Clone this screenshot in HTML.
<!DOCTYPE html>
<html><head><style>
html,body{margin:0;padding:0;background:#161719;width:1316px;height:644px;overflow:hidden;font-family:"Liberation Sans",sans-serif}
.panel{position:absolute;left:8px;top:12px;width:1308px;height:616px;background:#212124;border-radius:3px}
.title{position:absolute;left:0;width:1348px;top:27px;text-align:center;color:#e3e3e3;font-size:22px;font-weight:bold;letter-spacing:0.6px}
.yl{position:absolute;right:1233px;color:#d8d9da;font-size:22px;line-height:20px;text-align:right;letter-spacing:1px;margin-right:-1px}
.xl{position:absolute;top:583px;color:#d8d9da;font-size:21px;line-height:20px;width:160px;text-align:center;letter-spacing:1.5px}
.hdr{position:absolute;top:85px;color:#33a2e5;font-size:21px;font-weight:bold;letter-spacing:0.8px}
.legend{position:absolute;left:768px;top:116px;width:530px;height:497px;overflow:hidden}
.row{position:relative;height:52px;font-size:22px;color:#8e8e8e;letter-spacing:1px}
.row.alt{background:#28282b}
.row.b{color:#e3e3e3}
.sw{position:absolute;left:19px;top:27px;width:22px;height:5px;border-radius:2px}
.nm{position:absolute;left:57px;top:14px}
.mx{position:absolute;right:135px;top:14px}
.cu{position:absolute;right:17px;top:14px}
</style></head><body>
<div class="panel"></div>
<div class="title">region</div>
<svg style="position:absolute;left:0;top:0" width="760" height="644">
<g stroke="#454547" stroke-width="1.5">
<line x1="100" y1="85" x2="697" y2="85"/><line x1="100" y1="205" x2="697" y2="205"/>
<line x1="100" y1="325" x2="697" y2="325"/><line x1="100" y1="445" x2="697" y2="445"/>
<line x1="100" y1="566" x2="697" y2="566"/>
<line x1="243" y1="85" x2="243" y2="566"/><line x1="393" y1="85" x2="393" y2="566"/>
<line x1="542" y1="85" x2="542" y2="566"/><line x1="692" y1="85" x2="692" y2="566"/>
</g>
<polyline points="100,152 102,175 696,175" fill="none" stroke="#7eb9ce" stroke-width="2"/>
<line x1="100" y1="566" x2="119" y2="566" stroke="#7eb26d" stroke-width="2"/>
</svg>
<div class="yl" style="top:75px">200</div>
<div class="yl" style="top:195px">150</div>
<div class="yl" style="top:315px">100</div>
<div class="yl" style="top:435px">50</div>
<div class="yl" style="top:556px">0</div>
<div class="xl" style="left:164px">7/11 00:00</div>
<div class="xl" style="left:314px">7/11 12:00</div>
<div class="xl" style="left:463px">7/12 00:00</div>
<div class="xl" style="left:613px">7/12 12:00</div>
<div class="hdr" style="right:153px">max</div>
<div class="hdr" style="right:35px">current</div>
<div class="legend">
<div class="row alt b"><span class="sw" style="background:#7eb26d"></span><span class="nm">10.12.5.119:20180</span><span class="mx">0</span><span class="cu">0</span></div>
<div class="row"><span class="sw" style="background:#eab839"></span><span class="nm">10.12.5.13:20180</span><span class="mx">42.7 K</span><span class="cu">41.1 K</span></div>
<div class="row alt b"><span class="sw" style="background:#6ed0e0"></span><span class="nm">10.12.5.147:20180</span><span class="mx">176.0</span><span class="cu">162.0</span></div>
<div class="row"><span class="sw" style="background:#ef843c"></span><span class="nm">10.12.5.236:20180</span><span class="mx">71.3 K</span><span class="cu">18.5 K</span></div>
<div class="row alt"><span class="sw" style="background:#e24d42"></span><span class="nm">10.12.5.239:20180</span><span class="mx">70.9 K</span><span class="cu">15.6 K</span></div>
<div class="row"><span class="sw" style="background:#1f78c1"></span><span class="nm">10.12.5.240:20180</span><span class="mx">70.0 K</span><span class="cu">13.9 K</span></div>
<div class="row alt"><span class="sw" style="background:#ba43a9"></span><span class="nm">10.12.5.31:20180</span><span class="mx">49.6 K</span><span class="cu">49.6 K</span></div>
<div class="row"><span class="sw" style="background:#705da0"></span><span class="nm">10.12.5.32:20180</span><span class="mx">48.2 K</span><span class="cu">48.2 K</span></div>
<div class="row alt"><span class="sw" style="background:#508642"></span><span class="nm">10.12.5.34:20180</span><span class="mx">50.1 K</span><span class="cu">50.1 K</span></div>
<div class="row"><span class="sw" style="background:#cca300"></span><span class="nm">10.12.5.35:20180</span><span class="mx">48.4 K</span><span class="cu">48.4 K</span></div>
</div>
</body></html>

- **Stated exercise**
Return all the data exactly as given.

- **Worked solution**
Clone this screenshot in HTML.
<!DOCTYPE html>
<html><head><style>
html,body{margin:0;padding:0;background:#161719;width:1316px;height:644px;overflow:hidden;font-family:"Liberation Sans",sans-serif}
.panel{position:absolute;left:8px;top:12px;width:1308px;height:616px;background:#212124;border-radius:3px}
.title{position:absolute;left:0;width:1348px;top:27px;text-align:center;color:#e3e3e3;font-size:22px;font-weight:bold;letter-spacing:0.6px}
.yl{position:absolute;right:1233px;color:#d8d9da;font-size:22px;line-height:20px;text-align:right;letter-spacing:1px;margin-right:-1px}
.xl{position:absolute;top:583px;color:#d8d9da;font-size:21px;line-height:20px;width:160px;text-align:center;letter-spacing:1.5px}
.hdr{position:absolute;top:85px;color:#33a2e5;font-size:21px;font-weight:bold;letter-spacing:0.8px}
.legend{position:absolute;left:768px;top:116px;width:530px;height:497px;overflow:hidden}
.row{position:relative;height:52px;font-size:22px;color:#8e8e8e;letter-spacing:1px}
.row.alt{background:#28282b}
.row.b{color:#e3e3e3}
.sw{position:absolute;left:19px;top:27px;width:22px;height:5px;border-radius:2px}
.nm{position:absolute;left:57px;top:14px}
.mx{position:absolute;right:135px;top:14px}
.cu{position:absolute;right:17px;top:14px}
</style></head><body>
<div class="panel"></div>
<div class="title">region</div>
<svg style="position:absolute;left:0;top:0" width="760" height="644">
<g stroke="#454547" stroke-width="1.5">
<line x1="100" y1="85" x2="697" y2="85"/><line x1="100" y1="205" x2="697" y2="205"/>
<line x1="100" y1="325" x2="697" y2="325"/><line x1="100" y1="445" x2="697" y2="445"/>
<line x1="100" y1="566" x2="697" y2="566"/>
<line x1="243" y1="85" x2="243" y2="566"/><line x1="393" y1="85" x2="393" y2="566"/>
<line x1="542" y1="85" x2="542" y2="566"/><line x1="692" y1="85" x2="692" y2="566"/>
</g>
<polyline points="100,152 102,175 696,175" fill="none" stroke="#7eb9ce" stroke-width="2"/>
<line x1="100" y1="566" x2="119" y2="566" stroke="#7eb26d" stroke-width="2"/>
</svg>
<div class="yl" style="top:75px">200</div>
<div class="yl" style="top:195px">150</div>
<div class="yl" style="top:315px">100</div>
<div class="yl" style="top:435px">50</div>
<div class="yl" style="top:556px">0</div>
<div class="xl" style="left:164px">7/11 00:00</div>
<div class="xl" style="left:314px">7/11 12:00</div>
<div class="xl" style="left:463px">7/12 00:00</div>
<div class="xl" style="left:613px">7/12 12:00</div>
<div class="hdr" style="right:153px">max</div>
<div class="hdr" style="right:35px">current</div>
<div class="legend">
<div class="row alt b"><span class="sw" style="background:#7eb26d"></span><span class="nm">10.12.5.119:20180</span><span class="mx">0</span><span class="cu">0</span></div>
<div class="row"><span class="sw" style="background:#eab839"></span><span class="nm">10.12.5.13:20180</span><span class="mx">42.7 K</span><span class="cu">41.1 K</span></div>
<div class="row alt b"><span class="sw" style="background:#6ed0e0"></span><span class="nm">10.12.5.147:20180</span><span class="mx">176.0</span><span class="cu">162.0</span></div>
<div class="row"><span class="sw" style="background:#ef843c"></span><span class="nm">10.12.5.236:20180</span><span class="mx">71.3 K</span><span class="cu">18.5 K</span></div>
<div class="row alt"><span class="sw" style="background:#e24d42"></span><span class="nm">10.12.5.239:20180</span><span class="mx">70.9 K</span><span class="cu">15.6 K</span></div>
<div class="row"><span class="sw" style="background:#1f78c1"></span><span class="nm">10.12.5.240:20180</span><span class="mx">70.0 K</span><span class="cu">13.9 K</span></div>
<div class="row alt"><span class="sw" style="background:#ba43a9"></span><span class="nm">10.12.5.31:20180</span><span class="mx">49.6 K</span><span class="cu">49.6 K</span></div>
<div class="row"><span class="sw" style="background:#705da0"></span><span class="nm">10.12.5.32:20180</span><span class="mx">48.2 K</span><span class="cu">48.2 K</span></div>
<div class="row alt"><span class="sw" style="background:#508642"></span><span class="nm">10.12.5.34:20180</span><span class="mx">50.1 K</span><span class="cu">50.1 K</span></div>
<div class="row"><span class="sw" style="background:#cca300"></span><span class="nm">10.12.5.35:20180</span><span class="mx">48.4 K</span><span class="cu">48.4 K</span></div>
</div>
</body></html>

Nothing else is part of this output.